• [Provided material]:
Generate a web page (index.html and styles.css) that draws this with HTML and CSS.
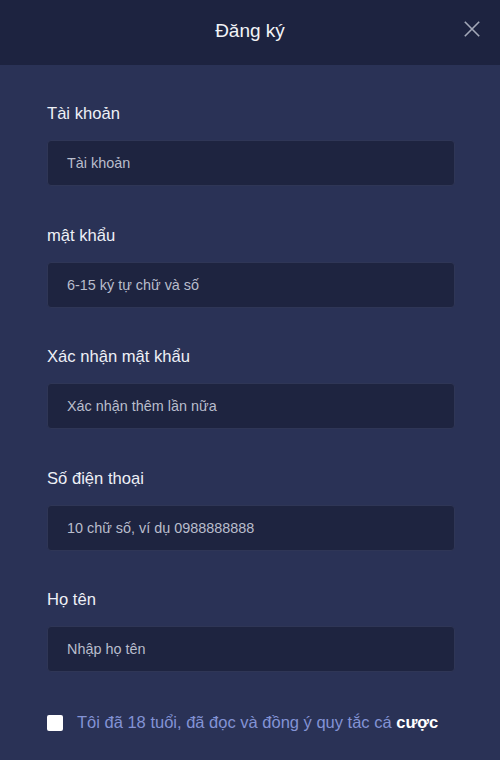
FILE: index.html
```html
<!DOCTYPE html>
<html lang="vi">
<head>
<meta charset="utf-8">
<title>Đăng ký</title>
<link rel="stylesheet" href="styles.css">
</head>
<body>
<div class="dialog">
  <header class="dialog-head">
    <h1 class="dialog-title">Đăng ký</h1>
    <button class="close-btn" type="button" aria-label="Đóng">
      <svg width="20" height="20" viewBox="0 0 20 20"><path d="M2 2 L18 18 M18 2 L2 18" stroke="currentColor" stroke-width="1.8" fill="none"/></svg>
    </button>
  </header>
  <form class="dialog-body">
    <div class="field">
      <label class="field-label">Tài khoản</label>
      <div class="field-input">Tài khoản</div>
    </div>
    <div class="field">
      <label class="field-label">mật khẩu</label>
      <div class="field-input">6-15 ký tự chữ và số</div>
    </div>
    <div class="field">
      <label class="field-label">Xác nhận mật khẩu</label>
      <div class="field-input">Xác nhận thêm lần nữa</div>
    </div>
    <div class="field">
      <label class="field-label">Số điện thoại</label>
      <div class="field-input">10 chữ số, ví dụ 0988888888</div>
    </div>
    <div class="field">
      <label class="field-label">Họ tên</label>
      <div class="field-input">Nhập họ tên</div>
    </div>
    <div class="agree">
      <span class="checkbox"></span>
      <span class="agree-text">Tôi đã 18 tuổi, đã đọc và đồng ý quy tắc cá <b>cược</b></span>
    </div>
  </form>
</div>
</body>
</html>
```

FILE: styles.css
```css
* { box-sizing: border-box; }

html, body {
  margin: 0;
  height: 100%;
  background: #2a3256;
  font-family: "Liberation Sans", Arial, sans-serif;
}

.dialog {
  width: 500px;
  min-height: 760px;
  background: #2a3256;
}

.dialog-head {
  height: 65px;
  background: #1d2340;
  display: flex;
  align-items: center;
  justify-content: center;
  position: relative;
}

.dialog-title {
  margin: 0;
  font-size: 19px;
  font-weight: normal;
  color: #f2f3f7;
  padding-bottom: 4px;
}

.close-btn {
  position: absolute;
  right: 19px;
  top: 20px;
  width: 18px;
  height: 18px;
  padding: 0;
  border: 0;
  background: none;
  color: #a3a8b8;
  display: flex;
}

.close-btn svg {
  width: 18px;
  height: 18px;
}

.dialog-body {
  padding: 39px 45px 0 47px;
  display: flex;
  flex-direction: column;
}

.field {
  display: flex;
  flex-direction: column;
  gap: 16px;
  margin-bottom: 39.5px;
}

.field-label {
  font-size: 16.6px;
  line-height: 20px;
  color: #eef0f6;
}

.field-input {
  height: 46px;
  background: #1e2440;
  border: 1px solid #2f3656;
  border-radius: 4px;
  display: flex;
  align-items: center;
  padding-left: 19px;
  font-size: 14.4px;
  color: #b9bdcc;
}

.agree {
  display: flex;
  align-items: center;
  gap: 14px;
  margin-top: 1px;
  height: 20px;
}

.checkbox {
  width: 16px;
  height: 16px;
  background: #fff;
  border-radius: 2px;
  flex: none;
}

.agree-text {
  font-size: 16.5px;
  color: #8393d5;
}

.agree-text b {
  color: #ffffff;
}
```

• [What needs to be done]:
Keep the pictures out of the copy and return the rest of the data above exactly.

• [Solution for this exercise]:
Generate a web page (index.html and styles.css) that draws this with HTML and CSS.
FILE: index.html
```html
<!DOCTYPE html>
<html lang="vi">
<head>
<meta charset="utf-8">
<title>Đăng ký</title>
<link rel="stylesheet" href="styles.css">
</head>
<body>
<div class="dialog">
  <header class="dialog-head">
    <h1 class="dialog-title">Đăng ký</h1>
    <button class="close-btn" type="button" aria-label="Đóng">
      <svg width="20" height="20" viewBox="0 0 20 20"><path d="M2 2 L18 18 M18 2 L2 18" stroke="currentColor" stroke-width="1.8" fill="none"/></svg>
    </button>
  </header>
  <form class="dialog-body">
    <div class="field">
      <label class="field-label">Tài khoản</label>
      <div class="field-input">Tài khoản</div>
    </div>
    <div class="field">
      <label class="field-label">mật khẩu</label>
      <div class="field-input">6-15 ký tự chữ và số</div>
    </div>
    <div class="field">
      <label class="field-label">Xác nhận mật khẩu</label>
      <div class="field-input">Xác nhận thêm lần nữa</div>
    </div>
    <div class="field">
      <label class="field-label">Số điện thoại</label>
      <div class="field-input">10 chữ số, ví dụ 0988888888</div>
    </div>
    <div class="field">
      <label class="field-label">Họ tên</label>
      <div class="field-input">Nhập họ tên</div>
    </div>
    <div class="agree">
      <span class="checkbox"></span>
      <span class="agree-text">Tôi đã 18 tuổi, đã đọc và đồng ý quy tắc cá <b>cược</b></span>
    </div>
  </form>
</div>
</body>
</html>
```

FILE: styles.css
```css
* { box-sizing: border-box; }

html, body {
  margin: 0;
  height: 100%;
  background: #2a3256;
  font-family: "Liberation Sans", Arial, sans-serif;
}

.dialog {
  width: 500px;
  min-height: 760px;
  background: #2a3256;
}

.dialog-head {
  height: 65px;
  background: #1d2340;
  display: flex;
  align-items: center;
  justify-content: center;
  position: relative;
}

.dialog-title {
  margin: 0;
  font-size: 19px;
  font-weight: normal;
  color: #f2f3f7;
  padding-bottom: 4px;
}

.close-btn {
  position: absolute;
  right: 19px;
  top: 20px;
  width: 18px;
  height: 18px;
  padding: 0;
  border: 0;
  background: none;
  color: #a3a8b8;
  display: flex;
}

.close-btn svg {
  width: 18px;
  height: 18px;
}

.dialog-body {
  padding: 39px 45px 0 47px;
  display: flex;
  flex-direction: column;
}

.field {
  display: flex;
  flex-direction: column;
  gap: 16px;
  margin-bottom: 39.5px;
}

.field-label {
  font-size: 16.6px;
  line-height: 20px;
  color: #eef0f6;
}

.field-input {
  height: 46px;
  background: #1e2440;
  border: 1px solid #2f3656;
  border-radius: 4px;
  display: flex;
  align-items: center;
  padding-left: 19px;
  font-size: 14.4px;
  color: #b9bdcc;
}

.agree {
  display: flex;
  align-items: center;
  gap: 14px;
  margin-top: 1px;
  height: 20px;
}

.checkbox {
  width: 16px;
  height: 16px;
  background: #fff;
  border-radius: 2px;
  flex: none;
}

.agree-text {
  font-size: 16.5px;
  color: #8393d5;
}

.agree-text b {
  color: #ffffff;
}
```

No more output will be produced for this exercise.